#### Extracted material
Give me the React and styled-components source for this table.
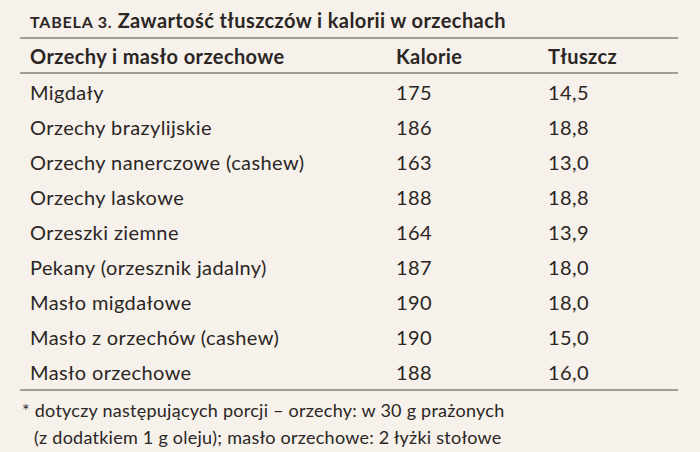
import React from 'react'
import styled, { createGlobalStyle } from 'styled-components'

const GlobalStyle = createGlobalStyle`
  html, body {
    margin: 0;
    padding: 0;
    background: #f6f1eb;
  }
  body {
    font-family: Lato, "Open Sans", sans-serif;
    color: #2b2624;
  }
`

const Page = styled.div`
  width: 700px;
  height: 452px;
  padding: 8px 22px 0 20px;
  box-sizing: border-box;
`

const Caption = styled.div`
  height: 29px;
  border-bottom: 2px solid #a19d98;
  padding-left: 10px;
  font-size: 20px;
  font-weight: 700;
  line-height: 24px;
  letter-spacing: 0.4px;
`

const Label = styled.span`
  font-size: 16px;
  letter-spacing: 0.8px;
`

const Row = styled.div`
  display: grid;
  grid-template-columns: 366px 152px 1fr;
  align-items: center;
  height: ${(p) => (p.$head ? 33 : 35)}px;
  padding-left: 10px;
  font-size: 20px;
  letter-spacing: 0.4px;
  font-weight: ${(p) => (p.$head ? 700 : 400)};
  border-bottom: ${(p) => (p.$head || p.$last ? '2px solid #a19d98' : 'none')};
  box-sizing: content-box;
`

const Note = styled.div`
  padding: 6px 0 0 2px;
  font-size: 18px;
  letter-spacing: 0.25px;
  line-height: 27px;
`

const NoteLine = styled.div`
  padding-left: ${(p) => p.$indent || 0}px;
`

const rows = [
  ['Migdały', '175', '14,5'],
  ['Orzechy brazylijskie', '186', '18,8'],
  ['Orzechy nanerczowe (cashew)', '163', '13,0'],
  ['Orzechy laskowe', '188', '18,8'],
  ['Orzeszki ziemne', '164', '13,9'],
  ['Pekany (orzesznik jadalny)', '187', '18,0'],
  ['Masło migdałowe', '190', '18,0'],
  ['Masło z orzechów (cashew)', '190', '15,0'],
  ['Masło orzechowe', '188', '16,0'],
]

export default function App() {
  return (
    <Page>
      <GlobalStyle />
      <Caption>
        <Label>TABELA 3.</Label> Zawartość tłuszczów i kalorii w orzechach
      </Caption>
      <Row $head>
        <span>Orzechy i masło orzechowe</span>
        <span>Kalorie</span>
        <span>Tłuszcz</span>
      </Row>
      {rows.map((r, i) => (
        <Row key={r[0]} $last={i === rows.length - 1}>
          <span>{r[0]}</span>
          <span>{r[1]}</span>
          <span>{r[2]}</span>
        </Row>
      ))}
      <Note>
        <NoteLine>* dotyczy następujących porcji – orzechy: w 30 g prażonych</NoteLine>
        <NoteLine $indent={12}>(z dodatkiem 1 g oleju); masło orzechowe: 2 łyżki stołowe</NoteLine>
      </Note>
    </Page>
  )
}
* * *
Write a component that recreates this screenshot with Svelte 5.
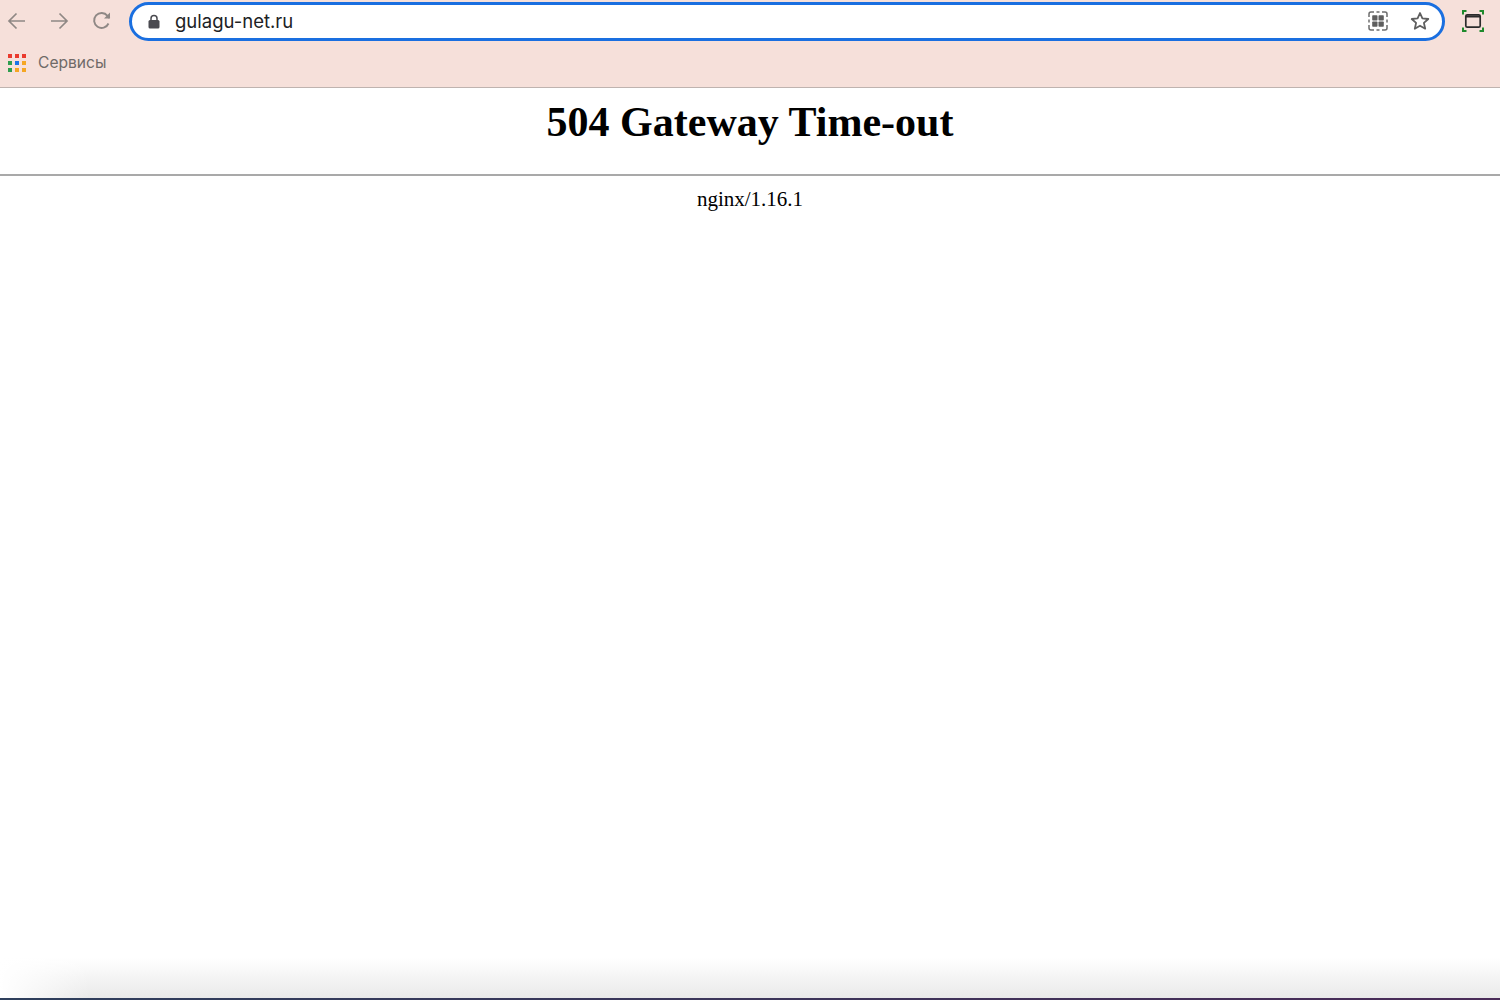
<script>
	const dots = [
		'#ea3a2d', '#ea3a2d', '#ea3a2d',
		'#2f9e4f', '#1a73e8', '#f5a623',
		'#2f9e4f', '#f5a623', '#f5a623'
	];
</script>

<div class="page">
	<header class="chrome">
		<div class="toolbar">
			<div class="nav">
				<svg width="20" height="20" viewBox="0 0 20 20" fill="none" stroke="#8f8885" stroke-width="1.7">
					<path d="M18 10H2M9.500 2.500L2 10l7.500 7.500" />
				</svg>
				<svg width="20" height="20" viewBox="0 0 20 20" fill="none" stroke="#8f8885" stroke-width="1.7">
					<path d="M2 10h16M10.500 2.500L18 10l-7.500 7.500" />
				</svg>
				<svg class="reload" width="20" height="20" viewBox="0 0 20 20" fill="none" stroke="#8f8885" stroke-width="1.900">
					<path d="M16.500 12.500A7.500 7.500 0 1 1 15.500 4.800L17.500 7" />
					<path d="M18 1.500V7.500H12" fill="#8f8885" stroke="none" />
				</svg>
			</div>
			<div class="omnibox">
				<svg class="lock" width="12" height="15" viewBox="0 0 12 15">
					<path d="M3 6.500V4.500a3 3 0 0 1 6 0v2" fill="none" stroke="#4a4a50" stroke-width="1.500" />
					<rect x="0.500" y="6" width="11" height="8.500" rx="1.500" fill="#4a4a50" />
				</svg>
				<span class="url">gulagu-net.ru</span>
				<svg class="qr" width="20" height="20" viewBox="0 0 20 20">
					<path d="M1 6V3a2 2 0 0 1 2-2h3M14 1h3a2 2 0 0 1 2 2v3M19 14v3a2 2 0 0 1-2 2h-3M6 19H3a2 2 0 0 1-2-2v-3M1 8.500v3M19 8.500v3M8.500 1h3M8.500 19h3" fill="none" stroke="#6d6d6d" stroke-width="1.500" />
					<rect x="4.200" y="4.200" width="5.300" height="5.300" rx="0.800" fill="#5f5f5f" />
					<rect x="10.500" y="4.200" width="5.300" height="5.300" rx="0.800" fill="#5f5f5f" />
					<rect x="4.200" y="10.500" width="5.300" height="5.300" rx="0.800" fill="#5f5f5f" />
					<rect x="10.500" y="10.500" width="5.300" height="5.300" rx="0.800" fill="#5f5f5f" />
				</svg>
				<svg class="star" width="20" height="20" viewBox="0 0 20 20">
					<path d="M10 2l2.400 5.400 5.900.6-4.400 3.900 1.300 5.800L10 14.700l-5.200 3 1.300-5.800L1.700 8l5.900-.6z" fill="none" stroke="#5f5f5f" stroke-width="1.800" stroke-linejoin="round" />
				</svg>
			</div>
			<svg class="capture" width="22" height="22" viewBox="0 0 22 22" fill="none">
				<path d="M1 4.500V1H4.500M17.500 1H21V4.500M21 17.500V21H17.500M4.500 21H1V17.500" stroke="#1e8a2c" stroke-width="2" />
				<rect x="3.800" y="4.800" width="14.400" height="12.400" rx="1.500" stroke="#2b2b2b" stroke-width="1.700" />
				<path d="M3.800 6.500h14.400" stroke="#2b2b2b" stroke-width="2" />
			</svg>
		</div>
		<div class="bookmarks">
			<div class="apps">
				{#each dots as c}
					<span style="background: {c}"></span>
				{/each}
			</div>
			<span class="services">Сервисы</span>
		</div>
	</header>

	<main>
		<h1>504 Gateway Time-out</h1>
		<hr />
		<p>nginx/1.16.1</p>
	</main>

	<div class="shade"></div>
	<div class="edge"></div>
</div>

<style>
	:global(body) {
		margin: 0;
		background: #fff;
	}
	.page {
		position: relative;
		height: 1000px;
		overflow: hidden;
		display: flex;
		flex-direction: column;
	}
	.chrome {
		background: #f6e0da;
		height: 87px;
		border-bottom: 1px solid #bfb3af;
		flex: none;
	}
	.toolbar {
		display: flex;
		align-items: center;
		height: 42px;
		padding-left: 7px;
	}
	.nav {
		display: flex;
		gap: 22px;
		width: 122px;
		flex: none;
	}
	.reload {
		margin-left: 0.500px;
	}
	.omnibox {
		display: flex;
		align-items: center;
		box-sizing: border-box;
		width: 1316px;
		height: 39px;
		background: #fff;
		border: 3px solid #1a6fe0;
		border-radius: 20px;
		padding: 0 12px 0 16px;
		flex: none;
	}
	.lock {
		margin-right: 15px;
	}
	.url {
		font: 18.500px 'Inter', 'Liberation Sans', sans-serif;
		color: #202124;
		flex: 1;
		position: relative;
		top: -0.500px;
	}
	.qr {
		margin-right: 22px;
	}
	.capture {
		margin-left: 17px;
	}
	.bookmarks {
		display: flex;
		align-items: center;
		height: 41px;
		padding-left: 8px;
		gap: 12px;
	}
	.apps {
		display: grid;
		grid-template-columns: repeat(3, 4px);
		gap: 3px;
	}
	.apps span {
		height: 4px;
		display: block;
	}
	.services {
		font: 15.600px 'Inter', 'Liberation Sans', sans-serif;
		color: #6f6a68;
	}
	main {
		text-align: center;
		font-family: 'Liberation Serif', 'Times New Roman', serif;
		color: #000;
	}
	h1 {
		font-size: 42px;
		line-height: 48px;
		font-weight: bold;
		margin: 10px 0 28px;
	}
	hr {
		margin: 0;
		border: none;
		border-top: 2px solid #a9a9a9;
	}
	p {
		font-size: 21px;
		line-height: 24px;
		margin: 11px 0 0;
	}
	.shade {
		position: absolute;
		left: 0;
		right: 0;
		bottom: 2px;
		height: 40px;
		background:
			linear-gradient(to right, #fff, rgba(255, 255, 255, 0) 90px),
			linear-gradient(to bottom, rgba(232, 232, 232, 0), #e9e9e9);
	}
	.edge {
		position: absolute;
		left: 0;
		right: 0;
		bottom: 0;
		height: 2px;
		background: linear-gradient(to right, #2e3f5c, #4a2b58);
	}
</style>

#### The request
Report the number of lines above that contain the word "React", and only that number.

#### Correct result
2